Self-healing: the best doctor you will ever meet

Some years ago, during a long flight from Oman, I contracted some kind of respiratory disease and got very sick. Doctors prescribed antibiotics and I took them while slipping deeper and deeper into a zombie-like state in which I could barely move.

I put up with this for several weeks and then went to a lab where tests were performed on my blood to see what pathogens I had in my system. By the time I got the results (about ten days later), I was feeling somewhat better.

I handed the lab report to a doctor here in Guadalajara. Wow!” he said. “This is a list of some of the deadliest viruses around. You had eleven of them, including H1N1 and H3N2, but now you're completely clear. How did you do it?”

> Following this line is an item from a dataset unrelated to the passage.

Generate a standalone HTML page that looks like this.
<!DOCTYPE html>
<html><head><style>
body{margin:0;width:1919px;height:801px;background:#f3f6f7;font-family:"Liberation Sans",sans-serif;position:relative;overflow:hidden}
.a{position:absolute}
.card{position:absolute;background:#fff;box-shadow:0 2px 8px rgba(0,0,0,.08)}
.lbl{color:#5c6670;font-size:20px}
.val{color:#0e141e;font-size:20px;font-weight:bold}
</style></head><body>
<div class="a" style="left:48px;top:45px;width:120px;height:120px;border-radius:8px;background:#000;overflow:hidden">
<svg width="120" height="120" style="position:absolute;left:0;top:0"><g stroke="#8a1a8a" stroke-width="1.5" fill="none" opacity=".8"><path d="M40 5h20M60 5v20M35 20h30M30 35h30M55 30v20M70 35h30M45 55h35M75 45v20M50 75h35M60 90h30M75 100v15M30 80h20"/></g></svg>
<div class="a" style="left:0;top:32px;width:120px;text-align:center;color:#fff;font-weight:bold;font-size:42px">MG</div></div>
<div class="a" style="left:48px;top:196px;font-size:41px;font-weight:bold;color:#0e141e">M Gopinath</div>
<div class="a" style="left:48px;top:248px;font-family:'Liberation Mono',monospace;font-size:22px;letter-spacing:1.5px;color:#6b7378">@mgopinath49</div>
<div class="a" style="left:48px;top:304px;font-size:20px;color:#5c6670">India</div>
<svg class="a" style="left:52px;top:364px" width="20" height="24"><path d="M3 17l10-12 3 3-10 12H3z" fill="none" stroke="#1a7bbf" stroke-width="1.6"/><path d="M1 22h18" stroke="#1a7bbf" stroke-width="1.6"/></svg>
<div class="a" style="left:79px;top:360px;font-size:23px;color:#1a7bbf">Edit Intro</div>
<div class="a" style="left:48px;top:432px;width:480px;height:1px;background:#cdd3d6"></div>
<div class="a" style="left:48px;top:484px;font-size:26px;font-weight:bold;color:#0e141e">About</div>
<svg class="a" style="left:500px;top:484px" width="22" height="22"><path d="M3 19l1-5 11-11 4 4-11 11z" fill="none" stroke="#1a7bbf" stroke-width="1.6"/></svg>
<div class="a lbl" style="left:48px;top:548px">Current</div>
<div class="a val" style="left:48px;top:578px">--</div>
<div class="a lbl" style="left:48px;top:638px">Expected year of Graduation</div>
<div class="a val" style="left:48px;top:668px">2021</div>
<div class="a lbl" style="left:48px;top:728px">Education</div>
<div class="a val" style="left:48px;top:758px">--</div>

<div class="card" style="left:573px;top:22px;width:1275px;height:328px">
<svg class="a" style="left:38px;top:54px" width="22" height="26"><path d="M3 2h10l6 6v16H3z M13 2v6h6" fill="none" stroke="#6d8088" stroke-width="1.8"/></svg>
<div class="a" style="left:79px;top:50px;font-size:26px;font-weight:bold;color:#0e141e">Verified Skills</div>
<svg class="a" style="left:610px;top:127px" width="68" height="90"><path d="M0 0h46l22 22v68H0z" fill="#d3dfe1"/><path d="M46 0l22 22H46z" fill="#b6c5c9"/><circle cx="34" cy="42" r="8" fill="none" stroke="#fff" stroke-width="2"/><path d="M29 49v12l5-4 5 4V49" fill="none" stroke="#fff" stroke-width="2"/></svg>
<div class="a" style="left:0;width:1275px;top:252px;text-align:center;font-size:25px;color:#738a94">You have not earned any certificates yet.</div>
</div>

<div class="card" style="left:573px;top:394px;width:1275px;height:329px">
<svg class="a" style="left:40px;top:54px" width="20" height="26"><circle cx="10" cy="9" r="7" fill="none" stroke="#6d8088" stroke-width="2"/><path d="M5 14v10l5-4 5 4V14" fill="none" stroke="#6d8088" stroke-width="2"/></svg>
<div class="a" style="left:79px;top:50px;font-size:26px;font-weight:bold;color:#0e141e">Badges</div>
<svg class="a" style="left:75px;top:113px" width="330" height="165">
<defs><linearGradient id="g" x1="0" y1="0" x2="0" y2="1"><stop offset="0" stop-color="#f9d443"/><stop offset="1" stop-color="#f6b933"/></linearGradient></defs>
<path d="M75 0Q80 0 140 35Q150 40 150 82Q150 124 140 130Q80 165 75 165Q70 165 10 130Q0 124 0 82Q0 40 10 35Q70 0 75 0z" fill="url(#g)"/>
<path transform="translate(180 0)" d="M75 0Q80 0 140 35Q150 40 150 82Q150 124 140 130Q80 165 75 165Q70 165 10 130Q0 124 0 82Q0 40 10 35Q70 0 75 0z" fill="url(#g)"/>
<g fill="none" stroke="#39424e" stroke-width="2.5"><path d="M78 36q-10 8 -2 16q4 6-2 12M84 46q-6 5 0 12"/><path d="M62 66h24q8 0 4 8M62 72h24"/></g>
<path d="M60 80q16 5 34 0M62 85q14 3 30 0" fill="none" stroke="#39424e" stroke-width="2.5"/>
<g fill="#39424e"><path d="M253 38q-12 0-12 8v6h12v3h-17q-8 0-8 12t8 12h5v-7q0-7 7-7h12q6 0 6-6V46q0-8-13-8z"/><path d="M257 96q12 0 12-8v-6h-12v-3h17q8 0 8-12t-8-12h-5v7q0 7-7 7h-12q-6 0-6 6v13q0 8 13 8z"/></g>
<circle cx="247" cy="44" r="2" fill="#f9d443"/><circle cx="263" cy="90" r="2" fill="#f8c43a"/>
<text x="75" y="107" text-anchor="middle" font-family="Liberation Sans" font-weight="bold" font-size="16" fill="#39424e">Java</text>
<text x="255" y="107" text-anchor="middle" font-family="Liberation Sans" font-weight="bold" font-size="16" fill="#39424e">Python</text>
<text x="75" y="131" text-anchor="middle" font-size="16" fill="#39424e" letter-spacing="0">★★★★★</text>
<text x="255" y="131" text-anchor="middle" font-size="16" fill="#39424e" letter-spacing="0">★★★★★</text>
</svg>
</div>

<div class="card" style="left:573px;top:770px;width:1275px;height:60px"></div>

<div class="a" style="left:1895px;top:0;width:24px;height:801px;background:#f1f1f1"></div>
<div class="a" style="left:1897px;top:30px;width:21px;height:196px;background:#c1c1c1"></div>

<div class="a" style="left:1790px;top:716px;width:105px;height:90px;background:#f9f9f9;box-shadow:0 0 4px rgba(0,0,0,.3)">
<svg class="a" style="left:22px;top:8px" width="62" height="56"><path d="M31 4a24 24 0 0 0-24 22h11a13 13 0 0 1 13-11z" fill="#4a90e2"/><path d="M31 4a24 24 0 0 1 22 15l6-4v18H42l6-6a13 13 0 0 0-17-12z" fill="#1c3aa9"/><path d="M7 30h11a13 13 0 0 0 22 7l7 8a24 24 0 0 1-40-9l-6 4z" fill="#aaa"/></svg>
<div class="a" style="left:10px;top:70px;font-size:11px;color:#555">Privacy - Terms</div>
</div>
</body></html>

It wasn't the antibiotics, I was told, “because they don't work against viruses.”

In my opinion, this was a dramatic example of my “self-healing system” at work, but by no means the only one. Over many years I've seen my body heal fractured ribs, free me of frequent headaches and entirely eliminate salmonella bacteria which had been hiding for years in my spleen – unreachable by antibiotics.

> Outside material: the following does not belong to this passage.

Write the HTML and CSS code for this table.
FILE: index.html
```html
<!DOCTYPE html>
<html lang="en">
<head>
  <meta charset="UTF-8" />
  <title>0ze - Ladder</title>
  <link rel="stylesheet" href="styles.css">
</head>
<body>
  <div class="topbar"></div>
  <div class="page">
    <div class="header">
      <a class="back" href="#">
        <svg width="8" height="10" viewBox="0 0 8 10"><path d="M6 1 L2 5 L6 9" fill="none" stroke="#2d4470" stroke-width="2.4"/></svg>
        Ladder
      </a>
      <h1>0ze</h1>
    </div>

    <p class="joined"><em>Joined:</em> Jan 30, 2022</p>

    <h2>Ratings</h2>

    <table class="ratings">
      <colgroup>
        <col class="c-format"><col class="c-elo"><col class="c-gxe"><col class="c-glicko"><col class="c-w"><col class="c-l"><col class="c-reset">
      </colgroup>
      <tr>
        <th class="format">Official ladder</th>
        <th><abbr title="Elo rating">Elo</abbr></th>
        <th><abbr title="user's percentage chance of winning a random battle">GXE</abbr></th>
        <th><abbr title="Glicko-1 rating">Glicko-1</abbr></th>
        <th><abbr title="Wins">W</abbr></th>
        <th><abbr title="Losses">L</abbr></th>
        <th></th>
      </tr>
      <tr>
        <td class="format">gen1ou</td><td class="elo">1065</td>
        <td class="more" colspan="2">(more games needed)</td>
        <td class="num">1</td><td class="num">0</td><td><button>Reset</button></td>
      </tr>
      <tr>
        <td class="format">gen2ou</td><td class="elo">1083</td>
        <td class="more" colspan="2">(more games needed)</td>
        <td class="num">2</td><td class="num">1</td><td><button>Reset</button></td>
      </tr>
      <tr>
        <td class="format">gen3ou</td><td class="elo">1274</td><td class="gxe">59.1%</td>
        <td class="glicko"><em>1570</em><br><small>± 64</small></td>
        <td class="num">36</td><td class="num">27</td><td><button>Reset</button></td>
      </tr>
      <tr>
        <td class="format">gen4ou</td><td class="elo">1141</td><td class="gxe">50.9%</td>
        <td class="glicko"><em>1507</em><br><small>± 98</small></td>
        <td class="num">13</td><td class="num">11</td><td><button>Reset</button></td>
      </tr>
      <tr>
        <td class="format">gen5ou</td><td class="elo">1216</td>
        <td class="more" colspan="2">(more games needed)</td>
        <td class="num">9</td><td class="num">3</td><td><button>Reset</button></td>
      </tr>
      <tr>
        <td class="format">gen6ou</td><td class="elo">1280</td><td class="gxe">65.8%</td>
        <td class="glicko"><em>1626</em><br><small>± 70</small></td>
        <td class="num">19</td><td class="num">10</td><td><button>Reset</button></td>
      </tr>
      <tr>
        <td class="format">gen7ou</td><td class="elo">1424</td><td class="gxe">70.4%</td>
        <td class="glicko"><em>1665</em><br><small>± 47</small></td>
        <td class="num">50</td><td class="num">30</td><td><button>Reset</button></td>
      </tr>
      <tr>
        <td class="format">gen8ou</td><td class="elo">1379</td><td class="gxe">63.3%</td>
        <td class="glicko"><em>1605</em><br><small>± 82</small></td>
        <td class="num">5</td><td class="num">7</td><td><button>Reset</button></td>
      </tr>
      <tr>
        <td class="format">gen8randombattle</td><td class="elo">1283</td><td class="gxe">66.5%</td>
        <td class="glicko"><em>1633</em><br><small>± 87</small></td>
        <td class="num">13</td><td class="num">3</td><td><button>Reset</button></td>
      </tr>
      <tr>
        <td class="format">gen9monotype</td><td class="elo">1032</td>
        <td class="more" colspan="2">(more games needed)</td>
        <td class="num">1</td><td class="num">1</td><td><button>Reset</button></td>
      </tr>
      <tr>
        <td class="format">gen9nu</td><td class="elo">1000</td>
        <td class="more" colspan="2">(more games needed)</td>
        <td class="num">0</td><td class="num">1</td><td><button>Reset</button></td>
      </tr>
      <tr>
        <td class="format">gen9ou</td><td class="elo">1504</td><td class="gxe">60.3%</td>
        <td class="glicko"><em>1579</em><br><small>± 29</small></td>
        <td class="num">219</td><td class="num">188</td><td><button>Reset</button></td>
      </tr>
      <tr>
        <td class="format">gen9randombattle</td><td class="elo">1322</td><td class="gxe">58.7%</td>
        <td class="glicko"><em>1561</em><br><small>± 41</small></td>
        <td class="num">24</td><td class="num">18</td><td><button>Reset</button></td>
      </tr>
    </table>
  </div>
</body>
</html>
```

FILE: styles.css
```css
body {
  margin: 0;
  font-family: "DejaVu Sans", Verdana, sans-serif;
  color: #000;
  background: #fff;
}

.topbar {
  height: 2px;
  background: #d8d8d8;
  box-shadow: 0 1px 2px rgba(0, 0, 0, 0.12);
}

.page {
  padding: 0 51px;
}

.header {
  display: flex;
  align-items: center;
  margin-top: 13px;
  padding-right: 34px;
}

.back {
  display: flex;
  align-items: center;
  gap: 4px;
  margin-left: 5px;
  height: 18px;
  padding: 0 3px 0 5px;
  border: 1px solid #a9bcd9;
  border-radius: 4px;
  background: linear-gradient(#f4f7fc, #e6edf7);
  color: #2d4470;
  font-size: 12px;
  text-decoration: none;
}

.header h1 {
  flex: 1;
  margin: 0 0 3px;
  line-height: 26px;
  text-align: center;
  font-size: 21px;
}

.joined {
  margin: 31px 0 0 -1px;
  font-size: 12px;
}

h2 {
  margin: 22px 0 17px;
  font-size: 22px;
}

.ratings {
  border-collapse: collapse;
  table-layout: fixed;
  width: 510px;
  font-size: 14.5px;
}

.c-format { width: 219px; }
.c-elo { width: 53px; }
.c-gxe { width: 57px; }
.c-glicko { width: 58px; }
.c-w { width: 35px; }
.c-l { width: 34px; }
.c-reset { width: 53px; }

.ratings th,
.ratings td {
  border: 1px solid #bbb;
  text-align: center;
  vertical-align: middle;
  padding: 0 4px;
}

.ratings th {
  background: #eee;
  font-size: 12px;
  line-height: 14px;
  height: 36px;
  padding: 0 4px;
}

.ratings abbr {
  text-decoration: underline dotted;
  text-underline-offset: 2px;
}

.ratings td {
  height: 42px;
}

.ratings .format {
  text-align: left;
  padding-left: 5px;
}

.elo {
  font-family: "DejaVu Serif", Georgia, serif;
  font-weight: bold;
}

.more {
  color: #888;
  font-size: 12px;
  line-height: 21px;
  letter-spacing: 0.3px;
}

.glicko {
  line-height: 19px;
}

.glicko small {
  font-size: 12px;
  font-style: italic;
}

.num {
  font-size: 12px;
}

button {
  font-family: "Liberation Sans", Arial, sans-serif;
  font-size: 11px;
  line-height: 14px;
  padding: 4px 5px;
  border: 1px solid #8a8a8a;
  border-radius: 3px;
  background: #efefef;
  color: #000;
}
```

What I'm calling the self-healing system is usually referred to as the immune system, but because it works 24 hours a day to repair just about any anomaly that comes along, the word “immune” doesn't do justice to this inner doctor's wide-ranging expertise.

Recently, a team of doctors from Harvard University began a project to study the body's ability to heal itself. They were inspired to do this after witnessing dramatic clinical tests involving the placebo effect. In one such study, which took place in Houston, Texas, arthroscopic surgery was performed on people with a crippling knee problem. A second group of volunteers with precisely the same problem underwent a simulated operation in which cuts were made in their knees, but the cartilage-smoothing procedure required was not performed. To add realism to the simulated operation, a tape recording of the real procedure was played while the patient was under sedation.